Question

In: Accounting

Andrew and Anya Green have been married for eight years. They have tried unsuccessfully to conceive...

Andrew and Anya Green have been married for eight years. They have tried unsuccessfully to conceive children. In March of 2017, they sought medical assistance by visiting an in vitro fertilization clinic. With the use of fertility drugs, after several attempts, Anya became pregnant. Unfortunately, three months into her pregnancy, she suffered a miscarriage. That event led Andrew and Anya to abandon their efforts to have a biological family. They have recently decided to pursue adoption to start a family.

The cost of the in vitro fertilization treatments incurred in 2017 exceeded $45,000. Their insurance company covered twenty percent, which left them out of pocket for the balance of $36,000. Their 2016 adjusted gross income was $475,000. Andrew prepared their 2017 joint income tax return and claimed the $36,000 cost as a medical deduction. They also claimed $10,000 of medical insurance premiums as a medical deduction on this return.

Instructions:

Identify the relevant facts to determine a method to research the area of in vitro fertilization as a deductible medical expense.
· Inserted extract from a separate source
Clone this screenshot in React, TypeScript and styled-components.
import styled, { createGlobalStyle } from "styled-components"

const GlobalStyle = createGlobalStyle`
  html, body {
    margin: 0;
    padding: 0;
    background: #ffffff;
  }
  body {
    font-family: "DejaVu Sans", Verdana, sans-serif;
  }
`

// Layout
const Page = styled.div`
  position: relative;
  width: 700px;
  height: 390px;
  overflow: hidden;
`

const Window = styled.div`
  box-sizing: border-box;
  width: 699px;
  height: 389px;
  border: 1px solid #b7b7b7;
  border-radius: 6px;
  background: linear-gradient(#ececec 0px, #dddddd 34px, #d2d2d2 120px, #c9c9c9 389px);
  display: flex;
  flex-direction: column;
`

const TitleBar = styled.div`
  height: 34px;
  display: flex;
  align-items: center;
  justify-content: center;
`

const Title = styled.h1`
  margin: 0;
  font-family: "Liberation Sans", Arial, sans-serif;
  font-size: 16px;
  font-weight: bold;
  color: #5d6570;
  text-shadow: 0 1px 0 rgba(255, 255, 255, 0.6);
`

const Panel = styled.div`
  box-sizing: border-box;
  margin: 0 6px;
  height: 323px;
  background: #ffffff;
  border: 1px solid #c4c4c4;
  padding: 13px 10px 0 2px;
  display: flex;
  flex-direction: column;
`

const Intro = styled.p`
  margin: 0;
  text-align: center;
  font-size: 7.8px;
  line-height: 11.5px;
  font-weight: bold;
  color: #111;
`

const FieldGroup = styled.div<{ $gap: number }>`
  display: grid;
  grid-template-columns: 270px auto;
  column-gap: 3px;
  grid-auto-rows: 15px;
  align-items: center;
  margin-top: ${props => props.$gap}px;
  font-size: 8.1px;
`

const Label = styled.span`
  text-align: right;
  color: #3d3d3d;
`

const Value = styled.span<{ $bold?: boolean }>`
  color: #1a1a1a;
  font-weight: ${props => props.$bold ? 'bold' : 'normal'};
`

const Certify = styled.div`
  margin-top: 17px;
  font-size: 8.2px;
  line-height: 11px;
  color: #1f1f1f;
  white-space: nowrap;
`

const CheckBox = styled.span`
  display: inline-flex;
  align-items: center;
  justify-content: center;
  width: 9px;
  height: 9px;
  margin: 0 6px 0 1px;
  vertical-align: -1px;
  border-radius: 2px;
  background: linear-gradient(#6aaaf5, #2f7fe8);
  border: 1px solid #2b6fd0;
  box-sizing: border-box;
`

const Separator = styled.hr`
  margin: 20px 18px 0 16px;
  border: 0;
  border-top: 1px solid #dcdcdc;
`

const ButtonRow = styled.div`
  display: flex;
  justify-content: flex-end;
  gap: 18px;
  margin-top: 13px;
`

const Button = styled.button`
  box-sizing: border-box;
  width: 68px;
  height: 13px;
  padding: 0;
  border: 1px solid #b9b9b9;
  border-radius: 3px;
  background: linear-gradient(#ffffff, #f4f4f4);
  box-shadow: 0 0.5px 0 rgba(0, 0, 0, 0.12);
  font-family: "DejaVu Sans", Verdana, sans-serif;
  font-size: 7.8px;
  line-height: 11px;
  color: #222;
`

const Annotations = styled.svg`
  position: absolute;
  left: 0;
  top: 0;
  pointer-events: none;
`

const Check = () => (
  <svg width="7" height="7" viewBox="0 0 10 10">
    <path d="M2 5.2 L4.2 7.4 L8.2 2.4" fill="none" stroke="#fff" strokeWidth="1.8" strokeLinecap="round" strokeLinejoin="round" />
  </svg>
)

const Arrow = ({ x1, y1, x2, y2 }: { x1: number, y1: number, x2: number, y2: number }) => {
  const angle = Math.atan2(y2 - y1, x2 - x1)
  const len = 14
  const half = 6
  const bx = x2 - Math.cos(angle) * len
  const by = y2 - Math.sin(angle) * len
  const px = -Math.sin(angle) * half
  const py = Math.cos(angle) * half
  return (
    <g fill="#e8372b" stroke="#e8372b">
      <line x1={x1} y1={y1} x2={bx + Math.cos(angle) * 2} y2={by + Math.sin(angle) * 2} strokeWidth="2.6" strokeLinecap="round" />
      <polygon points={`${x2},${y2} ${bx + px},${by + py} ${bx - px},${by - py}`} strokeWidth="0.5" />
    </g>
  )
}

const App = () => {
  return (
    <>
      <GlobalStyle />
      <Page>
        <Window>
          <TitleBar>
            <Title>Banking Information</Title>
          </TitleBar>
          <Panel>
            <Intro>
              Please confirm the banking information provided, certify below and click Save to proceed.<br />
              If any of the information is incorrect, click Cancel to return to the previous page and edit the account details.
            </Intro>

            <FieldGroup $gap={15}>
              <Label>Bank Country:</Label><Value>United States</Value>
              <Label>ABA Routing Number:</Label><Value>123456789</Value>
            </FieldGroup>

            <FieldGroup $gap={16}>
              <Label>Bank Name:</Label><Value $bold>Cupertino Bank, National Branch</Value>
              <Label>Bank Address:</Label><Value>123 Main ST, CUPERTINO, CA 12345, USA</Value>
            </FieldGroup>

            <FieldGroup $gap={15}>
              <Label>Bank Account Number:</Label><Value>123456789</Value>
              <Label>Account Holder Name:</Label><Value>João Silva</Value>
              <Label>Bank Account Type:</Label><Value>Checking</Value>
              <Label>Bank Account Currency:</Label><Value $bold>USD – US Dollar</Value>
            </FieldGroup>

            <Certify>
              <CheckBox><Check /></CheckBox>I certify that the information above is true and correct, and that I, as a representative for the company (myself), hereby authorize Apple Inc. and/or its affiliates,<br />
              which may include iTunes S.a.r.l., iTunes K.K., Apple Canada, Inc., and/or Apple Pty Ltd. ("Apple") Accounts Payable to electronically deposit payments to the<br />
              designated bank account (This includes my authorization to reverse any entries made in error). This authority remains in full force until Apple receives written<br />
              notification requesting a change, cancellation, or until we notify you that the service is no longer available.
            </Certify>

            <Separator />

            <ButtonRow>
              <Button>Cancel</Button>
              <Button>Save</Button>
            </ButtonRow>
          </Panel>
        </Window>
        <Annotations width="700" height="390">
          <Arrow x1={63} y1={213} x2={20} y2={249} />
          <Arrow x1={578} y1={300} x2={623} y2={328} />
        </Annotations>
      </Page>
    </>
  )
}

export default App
Determine if the Green’s deduction was correct.

Prepare a memo for the tax file (using the FIRAC method

Solutions

Expert Solution

medical expenses are deductible to the extent they exceed 10 percent of your adjusted gross income unless you or your spouse is older than 65.
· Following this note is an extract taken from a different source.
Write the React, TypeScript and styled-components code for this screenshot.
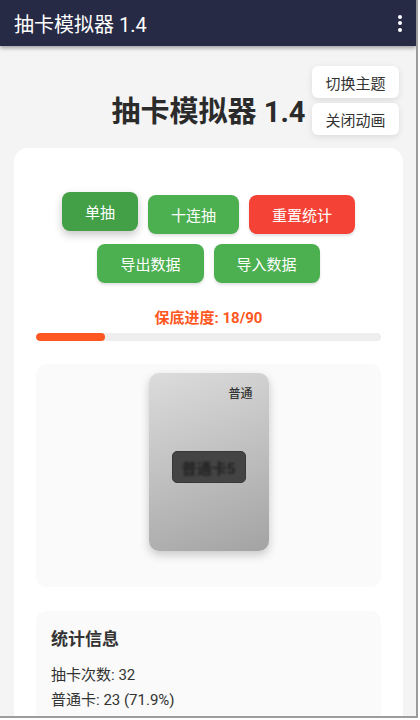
import React from "react";
import styled, { createGlobalStyle } from "styled-components";

const GlobalStyle = createGlobalStyle`
  html, body {
    margin: 0;
    padding: 0;
    background: #ffffff;
  }
  * {
    box-sizing: border-box;
  }
  body {
    font-family: Roboto, "Noto Sans CJK SC", "Noto Sans", sans-serif;
    color: #333;
  }
`;

const Frame = styled.div`
  width: 418px;
  height: 718px;
  border-right: 2px solid #9c9c9c;
  border-bottom: 2px solid #9c9c9c;
  overflow: hidden;
  position: relative;
  background: #f4f4f4;
  display: flex;
  flex-direction: column;
`;

const TopBar = styled.header`
  height: 46px;
  flex-shrink: 0;
  background: #272a45;
  color: #fff;
  display: flex;
  align-items: center;
  justify-content: space-between;
  padding: 0 12px 0 14px;
  font-size: 20px;
  box-shadow: 0 2px 4px rgba(0, 0, 0, 0.35);
  position: relative;
  z-index: 2;
`;

const MenuButton = styled.div`
  display: flex;
  flex-direction: column;
  gap: 2.5px;
  padding: 4px 2px;
`;

const Dot = styled.span`
  width: 4px;
  height: 4px;
  border-radius: 50%;
  background: #fff;
`;

const Main = styled.main`
  flex: 1;
  padding: 0 13px 0 14px;
`;

const Title = styled.h1`
  margin: 48px 0 18px;
  text-align: center;
  font-size: 29px;
  line-height: 36px;
  font-weight: 700;
  color: #2b2b2b;
`;

const FloatingTools = styled.div`
  position: absolute;
  top: 66px;
  right: 17px;
  display: flex;
  flex-direction: column;
  gap: 5px;
  z-index: 3;
`;

const ToolButton = styled.button`
  width: 87px;
  height: 32px;
  border: none;
  border-radius: 6px;
  background: #fff;
  color: #333;
  font-family: inherit;
  font-size: 15px;
  box-shadow: 0 2px 6px rgba(0, 0, 0, 0.1);
`;

const Card = styled.section`
  background: #fff;
  border-radius: 14px;
  padding: 47px 22px 24px;
`;

const ButtonGroup = styled.div`
  display: flex;
  flex-wrap: wrap;
  justify-content: center;
  gap: 10px;
`;

const ActionButton = styled.button<{ $tone?: "green" | "red"; $active?: boolean }>`
  height: 39px;
  padding: 0 23px;
  border: none;
  border-radius: 8px;
  font-family: inherit;
  font-size: 15px;
  color: #fff;
  background: ${(p) =>
    p.$tone === "red" ? "#f44336" : p.$active ? "#43a047" : "#4caf50"};
  box-shadow: ${(p) =>
    p.$active ? "0 4px 8px rgba(0,0,0,0.22)" : "0 2px 3px rgba(0,0,0,0.12)"};
  transform: ${(p) => (p.$active ? "translateY(-3px)" : "none")};
`;

const PityLabel = styled.div`
  margin-top: 25px;
  text-align: center;
  font-size: 15px;
  line-height: 20px;
  font-weight: 700;
  color: #ff5722;
`;

const ProgressTrack = styled.div`
  margin-top: 5px;
  height: 8px;
  border-radius: 4px;
  background: #eeeeee;
  overflow: hidden;
`;

const ProgressFill = styled.div`
  height: 100%;
  border-radius: 4px;
  background: #ff5722;
`;

const DisplayArea = styled.div`
  margin-top: 23px;
  background: #fafafa;
  border-radius: 10px;
  padding: 9px 0 36px;
  display: flex;
  justify-content: center;
`;

const GachaCard = styled.div`
  width: 120px;
  height: 178px;
  border-radius: 10px;
  background: linear-gradient(160deg, #dcdcdc 0%, #bdbdbd 55%, #a3a3a3 100%);
  box-shadow: 0 4px 10px rgba(0, 0, 0, 0.2);
  position: relative;
  display: flex;
  align-items: center;
  justify-content: center;
  padding-top: 10px;
`;

const Rarity = styled.span`
  position: absolute;
  top: 11px;
  right: 16px;
  font-size: 12px;
  font-weight: 500;
  color: #333;
`;

const NameBox = styled.div`
  width: 74px;
  height: 32px;
  border-radius: 5px;
  background: #444444;
  border: 1px solid #383838;
  display: flex;
  align-items: center;
  justify-content: center;
`;

const NameText = styled.span`
  font-size: 15px;
  font-weight: 700;
  color: #232323;
  filter: blur(0.9px);
`;

const StatsPanel = styled.div`
  margin-top: 24px;
  background: #fafafa;
  border-radius: 10px;
  padding: 16px 15px 20px;
`;

const StatsTitle = styled.h3`
  margin: 0 0 12px;
  font-size: 17px;
  line-height: 24px;
  font-weight: 700;
  color: #333;
`;

const StatLine = styled.div`
  font-size: 15px;
  line-height: 25px;
  color: #333;
`;

const stats = [
  { label: "抽卡次数", value: "32" },
  { label: "普通卡", value: "23 (71.9%)" },
];

export default function App() {
  const pity = 18;
  const pityMax = 90;

  return (
    <>
      <GlobalStyle />
      <Frame>
        <TopBar>
          <span>抽卡模拟器 1.4</span>
          <MenuButton>
            <Dot />
            <Dot />
            <Dot />
          </MenuButton>
        </TopBar>

        <FloatingTools>
          <ToolButton>切换主题</ToolButton>
          <ToolButton>关闭动画</ToolButton>
        </FloatingTools>

        <Main>
          <Title>抽卡模拟器 1.4</Title>
          <Card>
            <ButtonGroup>
              <ActionButton $active>单抽</ActionButton>
              <ActionButton>十连抽</ActionButton>
              <ActionButton $tone="red">重置统计</ActionButton>
              <ActionButton>导出数据</ActionButton>
              <ActionButton>导入数据</ActionButton>
            </ButtonGroup>

            <PityLabel>
              保底进度: {pity}/{pityMax}
            </PityLabel>
            <ProgressTrack>
              <ProgressFill style={{ width: `${(pity / pityMax) * 100}%` }} />
            </ProgressTrack>

            <DisplayArea>
              <GachaCard>
                <Rarity>普通</Rarity>
                <NameBox>
                  <NameText>普通卡5</NameText>
                </NameBox>
              </GachaCard>
            </DisplayArea>

            <StatsPanel>
              <StatsTitle>统计信息</StatsTitle>
              {stats.map((s) => (
                <StatLine key={s.label}>
                  {s.label}: {s.value}
                </StatLine>
              ))}
            </StatsPanel>
          </Card>
        </Main>
      </Frame>
    </>
  );
}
Then the threshold is 7.5 percent of your adjusted gross income.

Note: that to claim the medical expenses, you must be itemizing your deductions rather than taking the standard deduction.

Deduction Allowable = $475000*10/100=$47500

Deduction Taken =$36000+$10000=$46000

Deduction taken is within the limits of deduction allowable, hence Green's deduction was correct.
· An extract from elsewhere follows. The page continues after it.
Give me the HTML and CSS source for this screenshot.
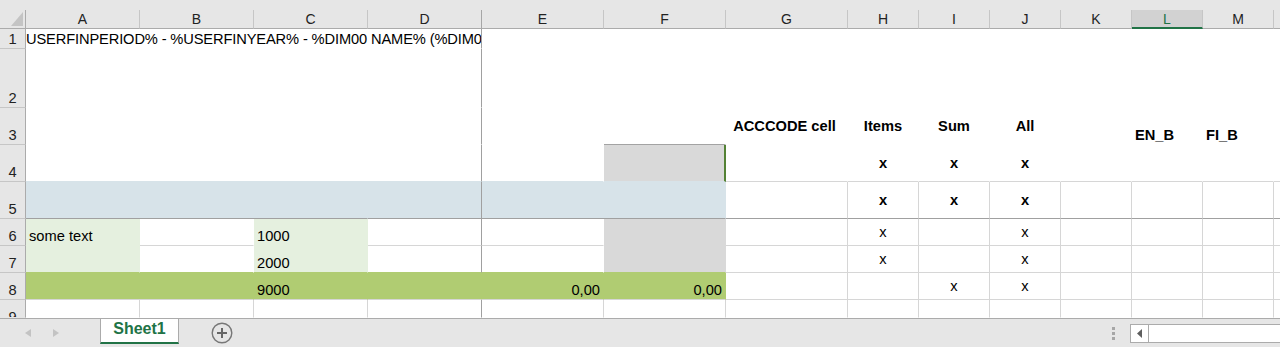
FILE: index.html
```html
<!DOCTYPE html>
<html lang="en">
<head>
<meta charset="utf-8">
<title>Sheet1</title>
<link rel="stylesheet" href="styles.css">
</head>
<body>
<div class="top"></div>
<div class="sheet">
  <!-- column headers -->
  <div class="c corner"><svg width="12" height="14" viewBox="0 0 12 14"><path d="M12 0 L12 14 L0 14 Z" fill="#c4c4c4"/></svg></div>
  <div class="c ch">A</div>
  <div class="c ch">B</div>
  <div class="c ch">C</div>
  <div class="c ch chf">D</div>
  <div class="c ch">E</div>
  <div class="c ch">F</div>
  <div class="c ch">G</div>
  <div class="c ch">H</div>
  <div class="c ch">I</div>
  <div class="c ch">J</div>
  <div class="c ch">K</div>
  <div class="c ch sel">L</div>
  <div class="c ch">M</div>
  <div class="c ch"></div>

  <!-- row 1 -->
  <div class="c rh">1</div>
  <div class="c span4 fr title">USERFINPERIOD% - %USERFINYEAR% - %DIM00 NAME% (%DIM00 CODE%)</div>
  <div class="c span10"></div>

  <!-- row 2 -->
  <div class="c rh">2</div>
  <div class="c span4 fr"></div>
  <div class="c span10"></div>

  <!-- row 3 -->
  <div class="c rh">3</div>
  <div class="c span4 fr"></div>
  <div class="c"></div>
  <div class="c tb"></div>
  <div class="c b ctr mid acc">ACCCODE cell</div>
  <div class="c b ctr mid">Items</div>
  <div class="c b ctr mid">Sum</div>
  <div class="c b ctr mid">All</div>
  <div class="c"></div>
  <div class="c b">EN_B</div>
  <div class="c b">FI_B</div>
  <div class="c"></div>

  <!-- row 4 -->
  <div class="c rh">4</div>
  <div class="c span4 fr ubl"></div>
  <div class="c ubl"></div>
  <div class="c gray ubl gsel"></div>
  <div class="c gb"></div>
  <div class="c b ctr mid gb">x</div>
  <div class="c b ctr mid gb">x</div>
  <div class="c b ctr mid gb">x</div>
  <div class="c gb"></div>
  <div class="c gb"></div>
  <div class="c gb"></div>
  <div class="c gb"></div>

  <!-- row 5 -->
  <div class="c rh">5</div>
  <div class="c span3 blue fb"></div>
  <div class="c blue fr fb"></div>
  <div class="c span2 blue fb"></div>
  <div class="c gr fb"></div>
  <div class="c b ctr mid gr fb">x</div>
  <div class="c b ctr mid gr fb">x</div>
  <div class="c b ctr mid gr fb">x</div>
  <div class="c gr fb"></div>
  <div class="c gr fb"></div>
  <div class="c gr fb"></div>
  <div class="c fb"></div>

  <!-- row 6 -->
  <div class="c rh">6</div>
  <div class="c lg">some text</div>
  <div class="c gb"></div>
  <div class="c lg">1000</div>
  <div class="c gb fr"></div>
  <div class="c gb"></div>
  <div class="c gray"></div>
  <div class="c gr gb"></div>
  <div class="c ctr mid gr gb">x</div>
  <div class="c gr gb"></div>
  <div class="c ctr mid gr gb">x</div>
  <div class="c gr gb"></div>
  <div class="c gr gb"></div>
  <div class="c gr gb"></div>
  <div class="c gb"></div>

  <!-- row 7 -->
  <div class="c rh">7</div>
  <div class="c lg ug"></div>
  <div class="c ug"></div>
  <div class="c lg ug">2000</div>
  <div class="c ug fr"></div>
  <div class="c ug"></div>
  <div class="c gray ug"></div>
  <div class="c gr gb"></div>
  <div class="c ctr mid gr gb">x</div>
  <div class="c gr gb"></div>
  <div class="c ctr mid gr gb">x</div>
  <div class="c gr gb"></div>
  <div class="c gr gb"></div>
  <div class="c gr gb"></div>
  <div class="c gb"></div>

  <!-- row 8 -->
  <div class="c rh">8</div>
  <div class="c span2 dg gb"></div>
  <div class="c dg gb">9000</div>
  <div class="c dg gb"></div>
  <div class="c dg gb rt">0,00</div>
  <div class="c dg gb rt">0,00</div>
  <div class="c gr gb"></div>
  <div class="c gr gb"></div>
  <div class="c ctr mid gr gb">x</div>
  <div class="c ctr mid gr gb">x</div>
  <div class="c gr gb"></div>
  <div class="c gr gb"></div>
  <div class="c gr gb"></div>
  <div class="c gb"></div>

  <!-- row 9 -->
  <div class="c rh r9">9</div>
  <div class="c gr"></div>
  <div class="c gr"></div>
  <div class="c gr"></div>
  <div class="c fr"></div>
  <div class="c gr"></div>
  <div class="c gr"></div>
  <div class="c gr"></div>
  <div class="c gr"></div>
  <div class="c gr"></div>
  <div class="c gr"></div>
  <div class="c gr"></div>
  <div class="c gr"></div>
  <div class="c gr"></div>
  <div class="c"></div>
</div>

<div class="tabbar">
  <div class="nav">
    <svg width="6" height="8" viewBox="0 0 6 8"><path d="M6 0 L0 4 L6 8 Z" fill="#c3c3c3"/></svg>
    <svg width="6" height="8" viewBox="0 0 6 8"><path d="M0 0 L6 4 L0 8 Z" fill="#c3c3c3"/></svg>
  </div>
  <div class="tab">Sheet1</div>
  <div class="add">
    <svg width="22" height="22" viewBox="0 0 22 22"><circle cx="11" cy="11" r="9.8" fill="none" stroke="#777" stroke-width="1.4"/><path d="M6 11 H16 M11 6 V16" stroke="#666" stroke-width="2"/></svg>
  </div>
  <div class="spacer"></div>
  <div class="grip"><span></span><span></span><span></span></div>
  <div class="hscroll">
    <div class="sbtn"><svg width="5" height="9" viewBox="0 0 5 9"><path d="M5 0 L0 4.5 L5 9 Z" fill="#5f5f5f"/></svg></div>
    <div class="track"></div>
  </div>
</div>
</body>
</html>
```

FILE: styles.css
```css
* { box-sizing: border-box; }

html, body {
  margin: 0;
  padding: 0;
  width: 1280px;
  height: 347px;
  overflow: hidden;
  background: #ffffff;
  font-family: "Liberation Sans", Arial, sans-serif;
}

.top {
  height: 10px;
  background: #e6e6e6;
}

.sheet {
  display: grid;
  grid-template-columns: 26px 114px 114px 114px 114px 122px 122px 122px 71px 71px 71px 71px 71px 71px 1fr;
  grid-template-rows: 19px 20px 59px 37px 37px 37px 27px 27px 27px 18px;
  height: 308px;
  overflow: hidden;
}

.c {
  display: flex;
  align-items: flex-end;
  min-width: 0;
  padding: 0 3px;
  border-right: 1px solid transparent;
  border-bottom: 1px solid transparent;
  font-size: 14.67px;
  line-height: 17px;
  color: #000;
  white-space: nowrap;
  overflow: hidden;
}

/* headers */
.corner {
  background: #e6e6e6;
  border-right-color: #ababab;
  border-bottom-color: #ababab;
  justify-content: flex-end;
  padding: 0 2px 2px 0;
}
.ch {
  background: #e6e6e6;
  border-right-color: #c6c6c6;
  border-bottom-color: #ababab;
  justify-content: center;
  align-items: center;
  padding: 0;
  font-size: 14px;
  line-height: 18px;
  color: #222;
}
.ch.chf { border-right-color: #a6a6a6; }
.ch.sel {
  background: #d2d2d2;
  color: #217346;
  border-bottom: 2px solid #217346;
}
.rh {
  background: #e6e6e6;
  border-right-color: #ababab;
  border-bottom-color: #c6c6c6;
  justify-content: center;
  padding: 0;
  color: #222;
}
.rh.r9 {
  align-items: flex-start;
  padding-top: 9px;
  border-bottom-color: transparent;
}

/* spans */
.span2 { grid-column: span 2; }
.span3 { grid-column: span 3; }
.span4 { grid-column: span 4; }
.span10 { grid-column: span 10; }

.title {
  padding: 0;
  letter-spacing: -0.13px;
}
.acc { padding-right: 7px; }

/* fills */
.blue { background: #d7e3e9; }
.lg { background: #e5f0df; }
.dg { background: #b0cc72; }
.gray { background: #d9d9d9; }

/* borders */
.gr { border-right-color: #d6d6d6; }
.gb { border-bottom-color: #d6d6d6; }
.fr { border-right-color: #a0a0a0; }
.fb { border-bottom-color: #a0a0a0; }
.tb { border-bottom-color: #a3a3a3; }
.ubl { border-bottom-color: #d7e3e9; }
.ug { border-bottom-color: #b0cc72; }
.gsel { border-right: 2px solid #548235; }

/* alignment and weight */
.b { font-weight: bold; }
.ctr { justify-content: center; }
.mid { align-items: center; }
.rt { justify-content: flex-end; }

/* sheet tab bar */
.tabbar {
  display: flex;
  align-items: center;
  height: 29px;
  background: #e6e6e6;
  border-top: 1px solid #ababab;
  overflow: hidden;
}
.nav {
  width: 100px;
  flex-shrink: 0;
  display: flex;
  align-items: center;
  gap: 22px;
  padding-left: 25px;
}
.nav svg { display: block; }
.tab {
  width: 79px;
  height: 25px;
  flex-shrink: 0;
  align-self: flex-start;
  display: flex;
  justify-content: center;
  align-items: flex-start;
  background: #ffffff;
  border-left: 1px solid #ababab;
  border-right: 1px solid #ababab;
  border-bottom: 2px solid #217346;
  color: #217346;
  font-weight: bold;
  font-size: 16px;
  line-height: 19px;
}
.add {
  margin-left: 32px;
  width: 22px;
  height: 22px;
  flex-shrink: 0;
}
.add svg { display: block; }
.spacer { flex: 1; }
.grip {
  width: 3px;
  flex-shrink: 0;
  display: flex;
  flex-direction: column;
  gap: 2px;
}
.grip span {
  display: block;
  width: 3px;
  height: 3px;
  background: #a6a6a6;
}
.hscroll {
  margin-left: 15px;
  width: 150px;
  height: 19px;
  flex-shrink: 0;
  display: flex;
  background: #ffffff;
  border: 1px solid #ababab;
  border-right: none;
}
.sbtn {
  width: 18px;
  flex-shrink: 0;
  display: flex;
  align-items: center;
  justify-content: center;
  border-right: 1px solid #ababab;
}
.sbtn svg { display: block; }
.track { flex: 1; }
```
  • Memo for the Tax file using FIRAC Method

Facts:  Andrew and Anya Green have been married for eight years. They have tried unsuccessfully to conceive children. In March of 2017, they sought medical assistance by visiting an in vitro fertilization clinic. With the use of fertility drugs, after several attempts, Anya became pregnant. Unfortunately, three months into her pregnancy, she suffered a miscarriage. That event led Andrew and Anya to abandon their efforts to have a biological family. They have recently decided to pursue adoption to start a family.

Issue: tried unsuccessfully to conceive children.

Rule: Vitro fertilization clinic and to use fertility drugs

Analysis: With the use of fertility drugs, after several attempts, Anya became pregnant. Unfortunately, three months into her pregnancy, she suffered a miscarriage.

Conclusion: The cost of the in vitro fertilization treatments incurred in 2017 exceeded $45,000. Their insurance company covered twenty per cent, which left them out of pocket for the balance of $36,000.

Andrew prepared their 2017 joint income tax return and claimed the $36,000 cost as a medical deduction. They also claimed $10,000 of medical insurance premiums as a medical deduction on this return.